--- begin LISTING ---
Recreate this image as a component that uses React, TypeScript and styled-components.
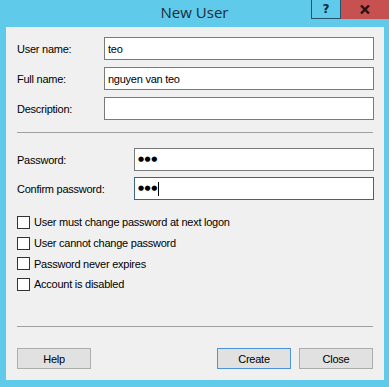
import styled, { createGlobalStyle } from "styled-components";

const GlobalStyle = createGlobalStyle`
  html, body {
    margin: 0;
    padding: 0;
    background: #5fcaea;
  }
  * {
    box-sizing: border-box;
  }
`;

const Window = styled.div`
  width: 389px;
  height: 387px;
  background: #5fcaea;
  display: flex;
  flex-direction: column;
  padding: 0 5px 7px 6px;
  font-family: "Liberation Sans", Arial, sans-serif;
  font-size: 11px;
  letter-spacing: -0.25px;
  color: #000;
`;

const TitleBar = styled.div`
  height: 27px;
  margin: 0 -5px 0 -6px;
  display: grid;
  grid-template-columns: 1fr auto 1fr;
  align-items: start;
`;

const Title = styled.div`
  grid-column: 2;
  font-family: "Open Sans", "Noto Sans", sans-serif;
  font-size: 15px;
  letter-spacing: 0;
  line-height: 24px;
  color: #1b2c3a;
`;

const Controls = styled.div`
  grid-column: 3;
  justify-self: end;
  display: flex;
  height: 19px;
`;

const HelpBox = styled.div`
  width: 29px;
  height: 19px;
  border: 1px solid #27506d;
  border-top: none;
  border-right: none;
  background: #5fcaea;
  display: flex;
  align-items: center;
  justify-content: center;
  font-family: "DejaVu Sans", sans-serif;
  font-weight: 700;
  font-size: 12px;
  letter-spacing: 0;
  color: #10263a;
`;

const CloseBox = styled.div`
  width: 49px;
  height: 19px;
  background: #c75150;
  border-left: 1px solid #27506d;
  display: flex;
  align-items: center;
  justify-content: center;
`;

const Client = styled.div`
  flex: 1;
  background: #f0f0f0;
  display: flex;
  flex-direction: column;
  padding: 10px 10px 11px 11px;
`;

const Row = styled.div<{ $labelWidth: number }>`
  display: flex;
  align-items: center;
  height: 23px;
  margin-bottom: 7px;
  & > span:first-child {
    width: ${(p) => p.$labelWidth}px;
    flex-shrink: 0;
  }
`;

const Field = styled.div<{ $focused?: boolean }>`
  flex: 1;
  height: 23px;
  background: #fff;
  border: 1px solid ${(p) => (p.$focused ? "#3a6683" : "#7a7a7a")};
  display: flex;
  align-items: center;
  padding: 0 3px;
  font-size: 11px;
`;

const Dots = styled.span`
  font-family: "DejaVu Sans", sans-serif;
  font-size: 7px;
  letter-spacing: 0.5px;
  line-height: 1;
`;

const Caret = styled.span`
  display: inline-block;
  width: 1px;
  height: 14px;
  background: #000;
`;

const Separator = styled.div`
  height: 1px;
  background: #a0a0a0;
  margin-right: 1px;
`;

const Checks = styled.div`
  display: flex;
  flex-direction: column;
  margin-top: 12px;
`;

const CheckRow = styled.label`
  display: flex;
  align-items: center;
  gap: 4px;
  height: 20.7px;
`;

const Box = styled.span`
  width: 13px;
  height: 13px;
  border: 1px solid #333;
  background: #fff;
`;

const Spacer = styled.div`
  flex: 1;
`;

const ButtonBar = styled.div`
  display: flex;
  align-items: center;
  margin-top: 21px;
  gap: 8px;
  padding-right: 1px;
`;

const Button = styled.button<{ $primary?: boolean }>`
  width: 74px;
  height: 21px;
  background: #e1e1e1;
  border: 1px solid ${(p) => (p.$primary ? "#4f92d6" : "#adadad")};
  font-family: "Liberation Sans", Arial, sans-serif;
  font-size: 11px;
  letter-spacing: -0.25px;
  color: #000;
  padding: 0;
  &:first-child {
    margin-right: auto;
  }
`;

const checks = [
  "User must change password at next logon",
  "User cannot change password",
  "Password never expires",
  "Account is disabled",
];

export default function App() {
  return (
    <>
      <GlobalStyle />
      <Window>
        <TitleBar>
          <Title>New User</Title>
          <Controls>
            <HelpBox>?</HelpBox>
            <CloseBox>
              <svg width="10" height="9" viewBox="0 0 10 9">
                <path d="M1 0.5 L9 8.5 M9 0.5 L1 8.5" stroke="#2a1010" strokeWidth="2.4" />
              </svg>
            </CloseBox>
          </Controls>
        </TitleBar>
        <Client>
          <Row $labelWidth={87}>
            <span>User name:</span>
            <Field>teo</Field>
          </Row>
          <Row $labelWidth={87}>
            <span>Full name:</span>
            <Field>nguyen van teo</Field>
          </Row>
          <Row $labelWidth={87}>
            <span>Description:</span>
            <Field />
          </Row>
          <Separator style={{ marginTop: 5, marginBottom: 15 }} />
          <Row $labelWidth={117} style={{ marginBottom: 6 }}>
            <span>Password:</span>
            <Field>
              <Dots>●●●</Dots>
            </Field>
          </Row>
          <Row $labelWidth={117} style={{ marginBottom: 0 }}>
            <span>Confirm password:</span>
            <Field $focused>
              <Dots>●●●</Dots>
              <Caret />
            </Field>
          </Row>
          <Checks>
            {checks.map((c) => (
              <CheckRow key={c}>
                <Box />
                <span>{c}</span>
              </CheckRow>
            ))}
          </Checks>
          <Spacer />
          <Separator />
          <ButtonBar>
            <Button>Help</Button>
            <Button $primary>Create</Button>
            <Button>Close</Button>
          </ButtonBar>
        </Client>
      </Window>
    </>
  );
}
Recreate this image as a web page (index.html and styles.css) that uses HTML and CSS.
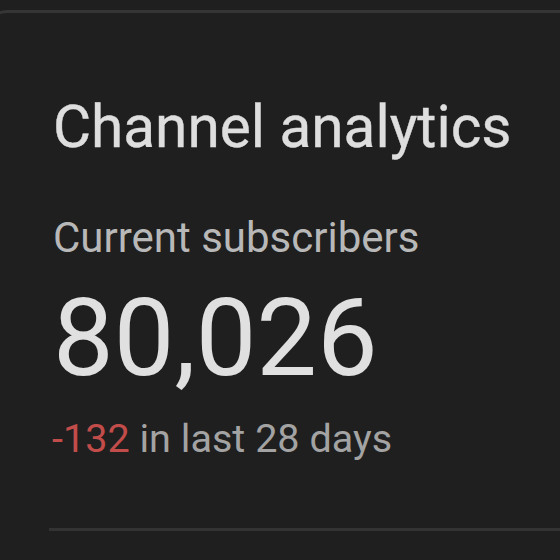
FILE: index.html
```html
<!DOCTYPE html>
<html>
<head>
<meta charset="utf-8">
<link rel="stylesheet" href="styles.css">
</head>
<body>
<div class="card">
  <h1 class="title">Channel analytics</h1>
  <div class="label">Current subscribers</div>
  <div class="count">80,026</div>
  <div class="change"><span class="neg">-132</span> in last 28 days</div>
  <div class="divider"></div>
</div>
</body>
</html>
```
FILE: styles.css
```css
html, body {
  margin: 0;
  padding: 0;
  background: #1f1f1f;
  width: 560px;
  height: 560px;
  overflow: hidden;
}
body {
  font-family: Roboto, "Noto Sans", sans-serif;
  padding-top: 10px;
  box-sizing: border-box;
}
.card {
  margin-left: -20px;
  border-top: 3px solid #353535;
  border-left: 3px solid #353535;
  border-top-left-radius: 28px;
  height: 560px;
  padding: 85px 0 0 70px;
  box-sizing: border-box;
}
.title {
  margin: 0;
  font-size: 58.5px;
  font-weight: 400;
  color: #dedede;
  line-height: 1;
  -webkit-text-stroke: 0.4px #dedede;
}
.label {
  margin-top: 60px;
  font-size: 42px;
  color: #b8b8b8;
  line-height: 1;
}
.count {
  margin-top: 25px;
  font-size: 108px;
  color: #e0e0e0;
  line-height: 1;
}
.change {
  margin-top: 27px;
  margin-left: -1px;
  font-size: 39.6px;
  color: #a3a3a3;
  line-height: 1;
}
.neg {
  color: #c24c4a;
}
.divider {
  margin-top: 70px;
  margin-left: -4px;
  height: 3px;
  background: #333333;
}
```
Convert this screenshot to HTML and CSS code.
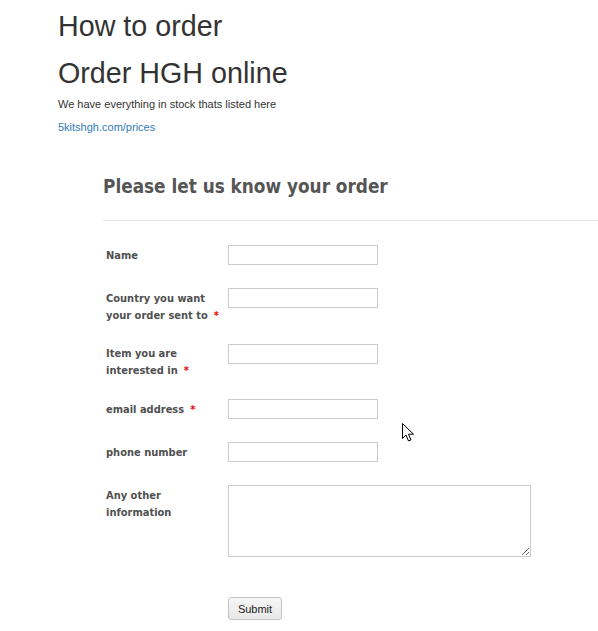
FILE: index.html
```html
<!DOCTYPE html>
<html lang="en">
<head>
    <meta charset="UTF-8">
    <meta name="viewport" content="width=device-width, initial-scale=1.0">
    <title>How to order</title>
    <link rel="stylesheet" href="styles.css">
</head>
<body>
    <div class="page">
        <h1 class="title">How to order</h1>
        <h1 class="title title-second">Order HGH online</h1>
        <p class="intro">We have everything in stock thats listed here</p>
        <p class="intro intro-link"><a href="#">5kitshgh.com/prices</a></p>

        <div class="order-form">
            <h2 class="form-heading">Please let us know your order</h2>
            <hr class="form-rule">

            <form class="form-grid" onsubmit="return false">
                <label class="field-label" for="f-name">Name</label>
                <div class="field"><input type="text" id="f-name"></div>

                <label class="field-label" for="f-country">Country you want your order sent to<span class="req">*</span></label>
                <div class="field"><input type="text" id="f-country"></div>

                <label class="field-label" for="f-item">Item you are interested in<span class="req">*</span></label>
                <div class="field"><input type="text" id="f-item"></div>

                <label class="field-label" for="f-email">email address<span class="req">*</span></label>
                <div class="field"><input type="text" id="f-email"></div>

                <label class="field-label" for="f-phone">phone number</label>
                <div class="field"><input type="text" id="f-phone"></div>

                <label class="field-label" for="f-other">Any other information</label>
                <div class="field"><textarea id="f-other"></textarea></div>

                <div></div>
                <div class="field submit-row"><button type="submit">Submit</button></div>
            </form>
        </div>
    </div>

    <svg class="cursor" width="13" height="20" viewBox="0 0 13 20">
        <path d="M0.5 0.5 L0.5 15.5 L4 12 L6.5 18 L9 17 L6.5 11.2 L11.5 11.2 Z" fill="#fff" stroke="#000" stroke-width="1" stroke-linejoin="miter"/>
    </svg>
</body>
</html>
```

FILE: styles.css
```css
body {
    margin: 0;
    font-family: "Liberation Sans", Arial, sans-serif;
    color: #333;
    background: #fff;
    overflow: hidden;
}
.page {
    padding-left: 58px;
}
.title {
    font-size: 28.7px;
    font-weight: normal;
    line-height: 32px;
    margin: 10px 0 0;
}
.title-second {
    margin-top: 15px;
}
.intro {
    font-size: 11px;
    line-height: 15px;
    margin: 8px 0 0;
}
.intro-link a {
    color: #337ab7;
    text-decoration: none;
}
.order-form {
    margin: 40px 0 0 45px;
}
.form-heading {
    font-family: "DejaVu Sans Condensed", "DejaVu Sans", sans-serif;
    font-size: 18.8px;
    line-height: 24px;
    font-weight: bold;
    color: #555;
    margin: 0;
}
.form-rule {
    border: 0;
    border-top: 1px solid #e3e3e3;
    margin: 21px 0 0;
}
.form-grid {
    display: grid;
    grid-template-columns: 122px 1fr;
    row-gap: 20px;
    margin-top: 24px;
    padding-left: 3px;
}
.field-label {
    font-family: "DejaVu Sans Condensed", "DejaVu Sans", sans-serif;
    font-size: 11px;
    line-height: 17px;
    font-weight: bold;
    color: #505050;
    padding-top: 1.5px;
}
.req {
    color: #e00;
    margin-left: 6px;
}
.field {
    min-height: 23px;
}
.field input {
    display: block;
    box-sizing: border-box;
    width: 150px;
    height: 20px;
    border: 1px solid #ccc;
    margin: 0;
    padding: 2px 4px;
}
.field textarea {
    display: block;
    box-sizing: border-box;
    width: 303px;
    height: 72px;
    border: 1px solid #ccc;
    margin: 0;
}
.submit-row {
    margin-top: 20px;
}
.submit-row button {
    font-family: "Liberation Sans", Arial, sans-serif;
    font-size: 11px;
    color: #222;
    width: 54px;
    height: 23px;
    padding: 0;
    border: 1px solid #c4c4c4;
    border-radius: 3px;
    background: linear-gradient(#f6f6f6, #e8e8e8);
}
.cursor {
    position: absolute;
    left: 402px;
    top: 423px;
}
```
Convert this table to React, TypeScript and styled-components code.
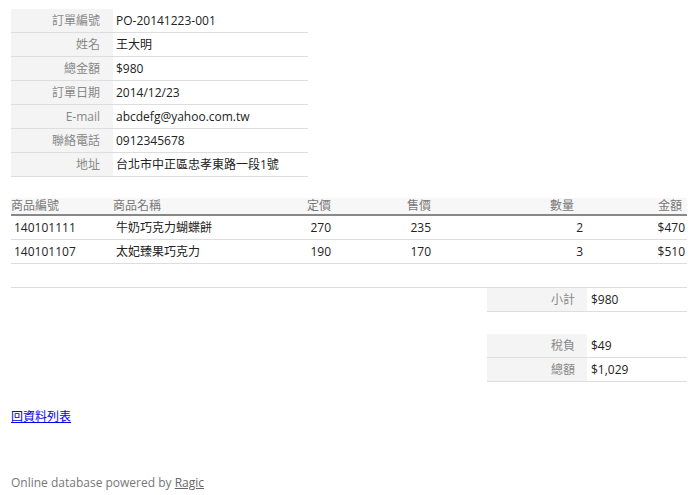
import React from 'react';
import styled, { createGlobalStyle } from 'styled-components';

const GlobalStyle = createGlobalStyle`
  body {
    margin: 8px;
    background: #fff;
    font-family: "Open Sans", "Noto Sans CJK TC", sans-serif;
    font-size: 12px;
    color: #222;
  }
`;

const Page = styled.div`
  width: 676px;
  margin-left: 3px;
  display: flex;
  flex-direction: column;
`;

const InfoTable = styled.div`
  width: 297px;
  margin-top: 1px;
  display: grid;
  grid-template-columns: 102px 1fr;
`;

const Label = styled.div`
  background: #f4f4f4;
  color: #888;
  text-align: right;
  padding-right: ${(p: { $pr?: number }) => p.$pr ?? 13}px;
  height: 24px;
  line-height: 23px;
  box-sizing: border-box;
  border-bottom: 1px solid #ddd;
`;

const Value = styled.div`
  color: #222;
  padding-left: ${(p: { $pl?: number }) => p.$pl ?? 3}px;
  height: 24px;
  line-height: 23px;
  box-sizing: border-box;
  border-bottom: 1px solid #ddd;
`;

const ItemsTable = styled.div`
  margin-top: 21px;
  display: grid;
  grid-template-columns: 102px 150px 71px 100px 152px 101px;
`;

const HeadCell = styled.div<{ $align?: string; $pad?: number }>`
  background: #f7f7f7;
  color: #777;
  height: 16px;
  line-height: 16px;
  border-bottom: 2px solid #888;
  text-align: ${p => p.$align ?? 'left'};
  padding-right: ${p => (p.$align === 'right' ? p.$pad ?? 3 : 0)}px;
`;

const Cell = styled.div<{ $align?: string; $pad?: number }>`
  height: 24px;
  line-height: 23px;
  box-sizing: border-box;
  border-bottom: 1px solid #ddd;
  color: #222;
  text-align: ${p => p.$align ?? 'left'};
  padding-left: ${p => (p.$align === 'right' ? 0 : 3)}px;
  padding-right: ${p => (p.$align === 'right' ? p.$pad ?? 3 : 0)}px;
`;

const Footer = styled.div`
  margin-top: 23px;
  border-top: 1px solid #ddd;
  display: flex;
  flex-direction: column;
  align-items: flex-end;
`;

const SumTable = styled.div<{ $mt?: number }>`
  width: 200px;
  margin-top: ${p => p.$mt ?? 0}px;
  display: grid;
  grid-template-columns: 100px 100px;
`;

const BackLink = styled.a`
  margin-top: 26px;
  color: #0000ee;
  text-decoration: underline;
  font-size: 12px;
  line-height: 17px;
  align-self: flex-start;
`;

const Powered = styled.div`
  margin-top: 49px;
  color: #777;
  font-size: 12px;
  line-height: 17px;

  a {
    color: #666;
    text-decoration: underline;
  }
`;

const info: [string, string][] = [
  ['訂單編號', 'PO-20141223-001'],
  ['姓名', '王大明'],
  ['總金額', '$980'],
  ['訂單日期', '2014/12/23'],
  ['E-mail', 'abcdefg@yahoo.com.tw'],
  ['聯絡電話', '0912345678'],
  ['地址', '台北市中正區忠孝東路一段1號'],
];

const items = [
  { id: '140101111', name: '牛奶巧克力蝴蝶餅', list: 270, sale: 235, qty: 2, amount: '$470' },
  { id: '140101107', name: '太妃臻果巧克力', list: 190, sale: 170, qty: 3, amount: '$510' },
];

export default function App() {
  return (
    <Page>
      <GlobalStyle />
      <InfoTable>
        {info.map(([k, v]) => (
          <React.Fragment key={k}>
            <Label>{k}</Label>
            <Value>{v}</Value>
          </React.Fragment>
        ))}
      </InfoTable>

      <ItemsTable>
        <HeadCell>商品編號</HeadCell>
        <HeadCell>商品名稱</HeadCell>
        <HeadCell $align="right" $pad={3}>定價</HeadCell>
        <HeadCell $align="right" $pad={3}>售價</HeadCell>
        <HeadCell $align="right" $pad={12}>數量</HeadCell>
        <HeadCell $align="right" $pad={5}>金額</HeadCell>
        {items.map(it => (
          <React.Fragment key={it.id}>
            <Cell>{it.id}</Cell>
            <Cell>{it.name}</Cell>
            <Cell $align="right" $pad={3}>{it.list}</Cell>
            <Cell $align="right" $pad={3}>{it.sale}</Cell>
            <Cell $align="right" $pad={3}>{it.qty}</Cell>
            <Cell $align="right" $pad={2}>{it.amount}</Cell>
          </React.Fragment>
        ))}
      </ItemsTable>

      <Footer>
        <SumTable>
          <Label $pr={12}>小計</Label>
          <Value $pl={4}>$980</Value>
        </SumTable>
        <SumTable $mt={22}>
          <Label $pr={12}>稅負</Label>
          <Value $pl={4}>$49</Value>
          <Label $pr={12}>總額</Label>
          <Value $pl={4}>$1,029</Value>
        </SumTable>
        <BackLink href="#">回資料列表</BackLink>
      </Footer>

      <Powered>
        Online database powered by <a href="#">Ragic</a>
      </Powered>
    </Page>
  );
}
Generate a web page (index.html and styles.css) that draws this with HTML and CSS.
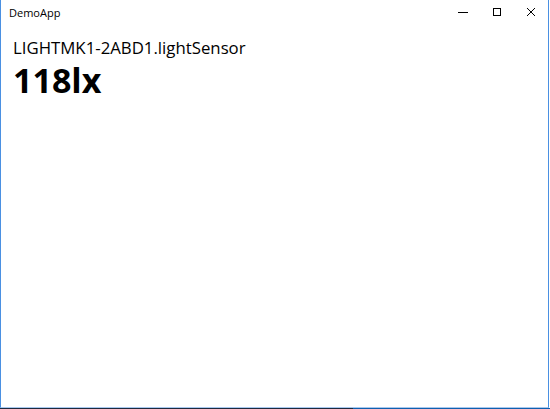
FILE: index.html
```html
<!DOCTYPE html>
<html>
<head>
<meta charset="utf-8">
<link rel="stylesheet" href="styles.css">
</head>
<body>
<div class="window">
  <div class="titlebar">
    <div class="title">DemoApp</div>
    <div class="controls">
      <div class="btn"><svg width="10" height="8" viewBox="0 0 10 8"><path d="M0 4.5H10" stroke="#000" stroke-width="1"/></svg></div>
      <div class="btn"><svg width="8" height="8" viewBox="0 0 8 8"><rect x="0.5" y="0.5" width="7" height="7" fill="none" stroke="#000" stroke-width="1"/></svg></div>
      <div class="btn"><svg width="8" height="8" viewBox="0 0 8 8"><path d="M0 0L8 8M8 0L0 8" stroke="#000" stroke-width="1"/></svg></div>
    </div>
  </div>
  <div class="content">
    <div class="sensor">LIGHTMK1-2ABD1.lightSensor</div>
    <div class="value">118lx</div>
  </div>
</div>
<div class="taskbar"><div class="tb-dark"></div><div class="tb-blue"></div></div>
</body>
</html>
```
FILE: styles.css
```css
html, body { margin: 0; padding: 0; height: 100%; }
body { width: 550px; height: 409px; overflow: hidden; background: #fff; display: flex; flex-direction: column; font-family: "Open Sans", "Noto Sans", sans-serif; }
.window { flex: 1; width: 549px; box-sizing: border-box; border-left: 1px solid #4a90e2; border-right: 1px solid #4a90e2; border-bottom: 1px solid #a9c8ee; display: flex; flex-direction: column; }
.titlebar { height: 24px; display: flex; align-items: center; justify-content: space-between; }
.title { font-size: 11px; color: #000; padding-left: 8px; padding-top: 1px; }
.controls { display: flex; height: 100%; }
.btn { width: 34px; height: 24px; display: flex; align-items: center; justify-content: center; }
.content { padding: 13px 12px 0 12px; }
.sensor { font-size: 16.8px; color: #000; line-height: 22px; }
.value { font-size: 34px; font-weight: 700; color: #000; line-height: 42px; margin-top: 0; }
.taskbar { height: 1px; display: flex; }
.tb-dark { width: 353px; background: #1c2a3f; }
.tb-blue { flex: 1; background: #0f5fae; }
```
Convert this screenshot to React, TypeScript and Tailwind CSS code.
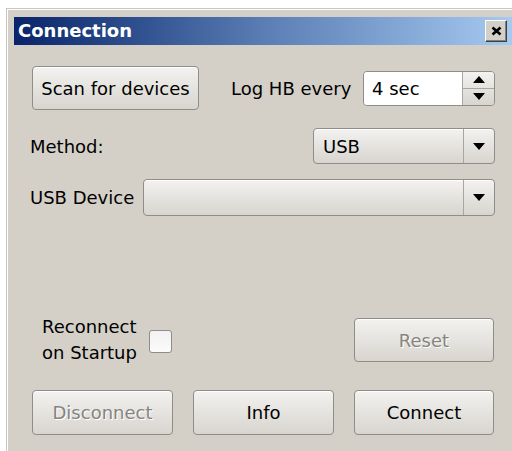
import React, { useState } from 'react';

const font = { fontFamily: '"DejaVu Sans", Verdana, sans-serif' };

const btnBase =
    'rounded-[4px] border border-[#8f8d88] bg-gradient-to-b from-[#f3f2f0] to-[#d8d5cf] shadow-[inset_0_1px_0_#fff] flex items-center justify-center text-[18px]';

const PushButton: React.FC<{ label: string; disabled?: boolean; className?: string }> = ({ label, disabled, className }) => (
    <button
        disabled={disabled}
        className={`${btnBase} ${disabled ? 'text-[#86847f] [text-shadow:1px_1px_0_#fff]' : 'text-black'} ${className ?? ''}`}
    >
        {label}
    </button>
);

const DownArrow: React.FC = () => (
    <svg width="12" height="7" viewBox="0 0 12 7">
        <path d="M0 0 H12 L6 7 Z" fill="#000" />
    </svg>
);

const UpArrow: React.FC = () => (
    <svg width="12" height="7" viewBox="0 0 12 7">
        <path d="M0 7 H12 L6 0 Z" fill="#000" />
    </svg>
);

const ComboBox: React.FC<{ value: string; className?: string }> = ({ value, className }) => (
    <div className={`${btnBase} justify-start ${className ?? ''}`}>
        <span className="flex-1 pl-[9px] text-left">{value}</span>
        <span className="w-[31px] h-full border-l border-[#a9a6a0] flex items-center justify-center">
            <DownArrow />
        </span>
    </div>
);

const SpinBox: React.FC<{ value: string }> = ({ value }) => (
    <div className="flex w-[132px] h-[35px] rounded-[4px] border border-[#8f8d88] overflow-hidden">
        <div className="flex-1 bg-white flex items-center pl-[8px] text-[18px]">{value}</div>
        <div className="w-[32px] flex flex-col border-l border-[#a9a6a0] bg-gradient-to-b from-[#f3f2f0] to-[#d8d5cf]">
            <span className="flex-1 flex items-center justify-center border-b border-[#a9a6a0]">
                <UpArrow />
            </span>
            <span className="flex-1 flex items-center justify-center">
                <DownArrow />
            </span>
        </div>
    </div>
);

const App: React.FC = () => {
    const [reconnect, setReconnect] = useState(false);

    return (
        <div className="w-[512px] h-[451px] overflow-hidden bg-white" style={font}>
            <div className="ml-[6px] mt-[8px] h-[443px] border-l border-t border-[#c8c5c0]">
                <div className="h-full border-l border-t border-white bg-[#d4d0c8] pl-[6px] pt-[7px]">
                    {/* title bar */}
                    <div className="h-[28px] flex items-center bg-gradient-to-r from-[#0a246a] via-[#5a7db4] to-[#a6caf0] pl-[4px] pr-[5px]">
                        <span className="flex-1 text-white font-bold text-[18px] leading-none">Connection</span>
                        <span className="w-[22px] h-[22px] bg-[#d4d0c8] border border-t-white border-l-white border-r-[#404040] border-b-[#404040] flex items-center justify-center shadow-[inset_-1px_-1px_0_#808080]">
                            <svg width="11" height="10" viewBox="0 0 11 10">
                                <path d="M1.5 1.5 L9.5 8.5 M9.5 1.5 L1.5 8.5" stroke="#000" strokeWidth="2.6" />
                            </svg>
                        </span>
                    </div>

                    <div className="pl-[16px] pr-[17px] text-[18px] text-black">
                        <div className="mt-[21px] flex items-center">
                            <PushButton label="Scan for devices" className="ml-[2px] w-[167px] h-[44px]" />
                            <span className="ml-[32px] mr-[11px]">Log HB every</span>
                            <div className="ml-auto">
                                <SpinBox value="4 sec" />
                            </div>
                        </div>

                        <div className="mt-[18px] flex items-center">
                            <span>Method:</span>
                            <ComboBox value="USB" className="ml-auto w-[182px] h-[36px]" />
                        </div>

                        <div className="mt-[15px] flex items-center">
                            <span>USB Device</span>
                            <ComboBox value="" className="ml-auto w-[352px] h-[37px]" />
                        </div>

                        <div className="mt-[98px] flex items-center">
                            <div className="ml-[12px] leading-[26px]">
                                Reconnect
                                <br />
                                on Startup
                            </div>
                            <button
                                onClick={() => setReconnect(!reconnect)}
                                className="ml-[12px] mt-[2px] w-[23px] h-[23px] rounded-[3px] border border-[#8f8d88] bg-gradient-to-b from-[#f2f2f2] to-[#fbfbfb]"
                            >
                                {reconnect ? '✓' : ''}
                            </button>
                            <PushButton label="Reset" disabled className="ml-auto mr-[1px] w-[140px] h-[44px]" />
                        </div>

                        <div className="mt-[24px] flex items-center ml-[2px] mr-[1px] gap-[20px]">
                            <PushButton label="Disconnect" disabled className="w-[141px] h-[45px]" />
                            <PushButton label="Info" className="w-[141px] h-[45px]" />
                            <PushButton label="Connect" className="w-[140px] h-[45px]" />
                        </div>
                    </div>
                </div>
            </div>
        </div>
    );
};

export default App;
--- end LISTING ---
BRIEF:
Nothing but the lines from the one containing "Convert this screenshot to React, TypeScript" through the one containing "items-center justify-center text-[18px]';" should be echoed, each exactly as it stands; pictures are excluded.

EXERCISE ANSWER:
Convert this screenshot to React, TypeScript and Tailwind CSS code.
import React, { useState } from 'react';

const font = { fontFamily: '"DejaVu Sans", Verdana, sans-serif' };

const btnBase =
    'rounded-[4px] border border-[#8f8d88] bg-gradient-to-b from-[#f3f2f0] to-[#d8d5cf] shadow-[inset_0_1px_0_#fff] flex items-center justify-center text-[18px]';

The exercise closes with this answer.